## Direction
All the data must come back unchanged, except that pictures are left out.

## Supplied material
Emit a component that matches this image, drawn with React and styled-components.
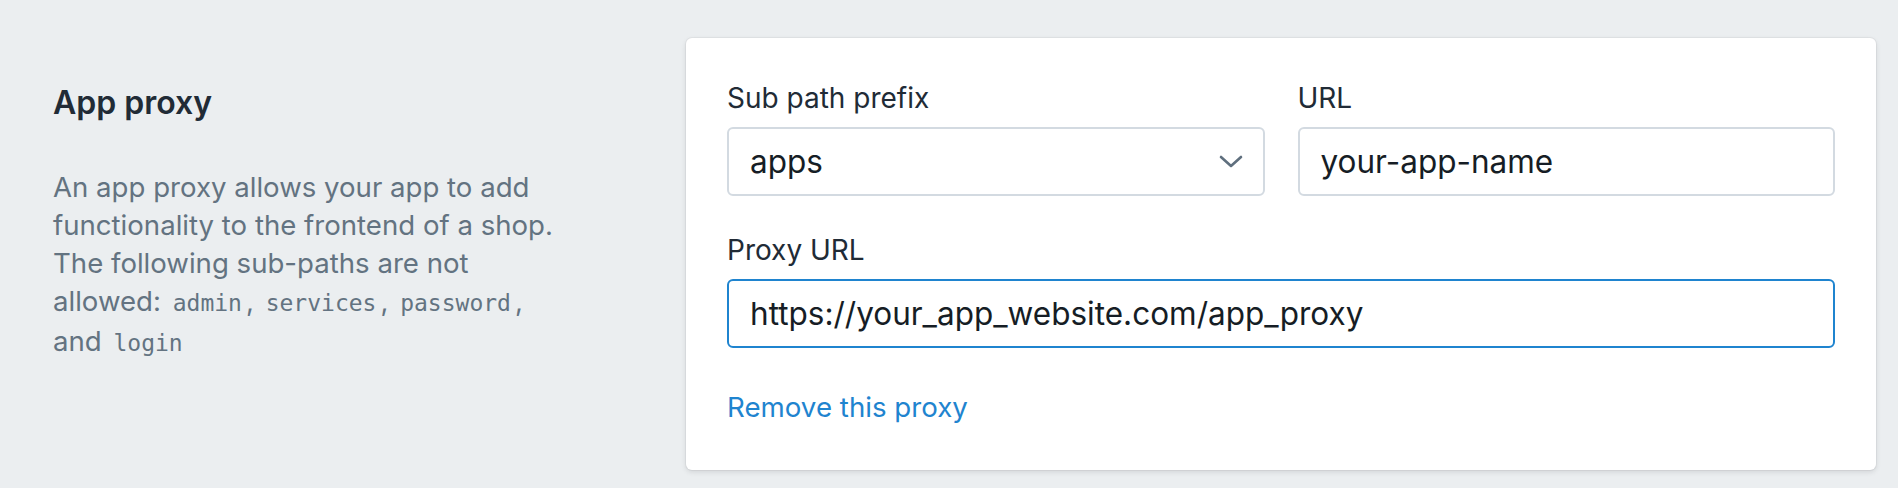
import React from "react";
import styled, { createGlobalStyle } from "styled-components";

const Global = createGlobalStyle`
  html, body {
    margin: 0;
    padding: 0;
    background: #ebeef0;
  }
  body {
    font-family: Inter, "Liberation Sans", sans-serif;
    -webkit-font-smoothing: antialiased;
  }
  * { box-sizing: border-box; }
`;

const Page = styled.div`
  display: flex;
  align-items: flex-start;
  min-height: 488px;
  padding: 38px 22px 20px 53px;
`;

const Annotation = styled.div`
  flex: 0 0 633px;
  padding-top: 42px;
`;

const Heading = styled.h2`
  margin: 0;
  font-size: 32px;
  line-height: 46px;
  font-weight: 600;
  color: #212b36;
`;

const Description = styled.p`
  margin: 42px 0 0;
  font-size: 27.6px;
  line-height: 38px;
  color: #637381;
`;

const Code = styled.code`
  font-family: "DejaVu Sans Mono", "Liberation Mono", monospace;
  font-size: 23px;
  padding: 0 4px;
  color: #637381;
`;

const Card = styled.div`
  flex: 1;
  background: #ffffff;
  border-radius: 6px;
  box-shadow: 0 0 0 1px rgba(63, 63, 68, 0.05), 0 2px 5px rgba(63, 63, 68, 0.15);
  padding: 41px 41px 44px;
`;

const Row = styled.div`
  display: grid;
  grid-template-columns: 1fr 1fr;
  column-gap: 33px;
`;

const Field = styled.div`
  display: flex;
  flex-direction: column;
  margin-top: ${(p) => (p.$spaced ? "35px" : "0")};
`;

const Label = styled.label`
  font-size: 28px;
  line-height: 38px;
  color: #212b36;
  margin-bottom: 10px;
`;

const Box = styled.div`
  display: flex;
  align-items: center;
  justify-content: space-between;
  height: 69px;
  border: 2px solid ${(p) => (p.$focused ? "#1f84cf" : "#d3dae1")};
  border-radius: 6px;
  background: #fff;
  padding: 0 20px 0 21px;
  font-size: 31.5px;
  color: #161d25;
`;

const Chevron = styled.svg`
  width: 24px;
  height: 14px;
  flex: none;
`;

const Link = styled.a`
  display: block;
  margin-top: 40px;
  font-size: 27.7px;
  line-height: 38px;
  color: #1f84cf;
  text-decoration: none;
`;

export default function App() {
  return (
    <>
      <Global />
      <Page>
        <Annotation>
          <Heading>App proxy</Heading>
          <Description>
            An app proxy allows your app to add
            <br />
            functionality to the frontend of a shop.
            <br />
            The following sub-paths are not
            <br />
            allowed: <Code>admin</Code>, <Code>services</Code>,{" "}
            <Code>password</Code>,
            <br />
            and <Code>login</Code>
          </Description>
        </Annotation>
        <Card>
          <Row>
            <Field>
              <Label>Sub path prefix</Label>
              <Box>
                <span>apps</span>
                <Chevron viewBox="0 0 24 14" fill="none">
                  <path
                    d="M2 2 L12 11 L22 2"
                    stroke="#5f6f7e"
                    strokeWidth="2.6"
                    strokeLinecap="round"
                    strokeLinejoin="round"
                  />
                </Chevron>
              </Box>
            </Field>
            <Field>
              <Label>URL</Label>
              <Box>
                <span>your-app-name</span>
              </Box>
            </Field>
          </Row>
          <Field $spaced>
            <Label>Proxy URL</Label>
            <Box $focused>
              <span>https://your_app_website.com/app_proxy</span>
            </Box>
          </Field>
          <Link href="#">Remove this proxy</Link>
        </Card>
      </Page>
    </>
  );
}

## Task output
Emit a component that matches this image, drawn with React and styled-components.
import React from "react";
import styled, { createGlobalStyle } from "styled-components";

const Global = createGlobalStyle`
  html, body {
    margin: 0;
    padding: 0;
    background: #ebeef0;
  }
  body {
    font-family: Inter, "Liberation Sans", sans-serif;
    -webkit-font-smoothing: antialiased;
  }
  * { box-sizing: border-box; }
`;

const Page = styled.div`
  display: flex;
  align-items: flex-start;
  min-height: 488px;
  padding: 38px 22px 20px 53px;
`;

const Annotation = styled.div`
  flex: 0 0 633px;
  padding-top: 42px;
`;

const Heading = styled.h2`
  margin: 0;
  font-size: 32px;
  line-height: 46px;
  font-weight: 600;
  color: #212b36;
`;

const Description = styled.p`
  margin: 42px 0 0;
  font-size: 27.6px;
  line-height: 38px;
  color: #637381;
`;

const Code = styled.code`
  font-family: "DejaVu Sans Mono", "Liberation Mono", monospace;
  font-size: 23px;
  padding: 0 4px;
  color: #637381;
`;

const Card = styled.div`
  flex: 1;
  background: #ffffff;
  border-radius: 6px;
  box-shadow: 0 0 0 1px rgba(63, 63, 68, 0.05), 0 2px 5px rgba(63, 63, 68, 0.15);
  padding: 41px 41px 44px;
`;

const Row = styled.div`
  display: grid;
  grid-template-columns: 1fr 1fr;
  column-gap: 33px;
`;

const Field = styled.div`
  display: flex;
  flex-direction: column;
  margin-top: ${(p) => (p.$spaced ? "35px" : "0")};
`;

const Label = styled.label`
  font-size: 28px;
  line-height: 38px;
  color: #212b36;
  margin-bottom: 10px;
`;

const Box = styled.div`
  display: flex;
  align-items: center;
  justify-content: space-between;
  height: 69px;
  border: 2px solid ${(p) => (p.$focused ? "#1f84cf" : "#d3dae1")};
  border-radius: 6px;
  background: #fff;
  padding: 0 20px 0 21px;
  font-size: 31.5px;
  color: #161d25;
`;

const Chevron = styled.svg`
  width: 24px;
  height: 14px;
  flex: none;
`;

const Link = styled.a`
  display: block;
  margin-top: 40px;
  font-size: 27.7px;
  line-height: 38px;
  color: #1f84cf;
  text-decoration: none;
`;

export default function App() {
  return (
    <>
      <Global />
      <Page>
        <Annotation>
          <Heading>App proxy</Heading>
          <Description>
            An app proxy allows your app to add
            <br />
            functionality to the frontend of a shop.
            <br />
            The following sub-paths are not
            <br />
            allowed: <Code>admin</Code>, <Code>services</Code>,{" "}
            <Code>password</Code>,
            <br />
            and <Code>login</Code>
          </Description>
        </Annotation>
        <Card>
          <Row>
            <Field>
              <Label>Sub path prefix</Label>
              <Box>
                <span>apps</span>
                <Chevron viewBox="0 0 24 14" fill="none">
                  <path
                    d="M2 2 L12 11 L22 2"
                    stroke="#5f6f7e"
                    strokeWidth="2.6"
                    strokeLinecap="round"
                    strokeLinejoin="round"
                  />
                </Chevron>
              </Box>
            </Field>
            <Field>
              <Label>URL</Label>
              <Box>
                <span>your-app-name</span>
              </Box>
            </Field>
          </Row>
          <Field $spaced>
            <Label>Proxy URL</Label>
            <Box $focused>
              <span>https://your_app_website.com/app_proxy</span>
            </Box>
          </Field>
          <Link href="#">Remove this proxy</Link>
        </Card>
      </Page>
    </>
  );
}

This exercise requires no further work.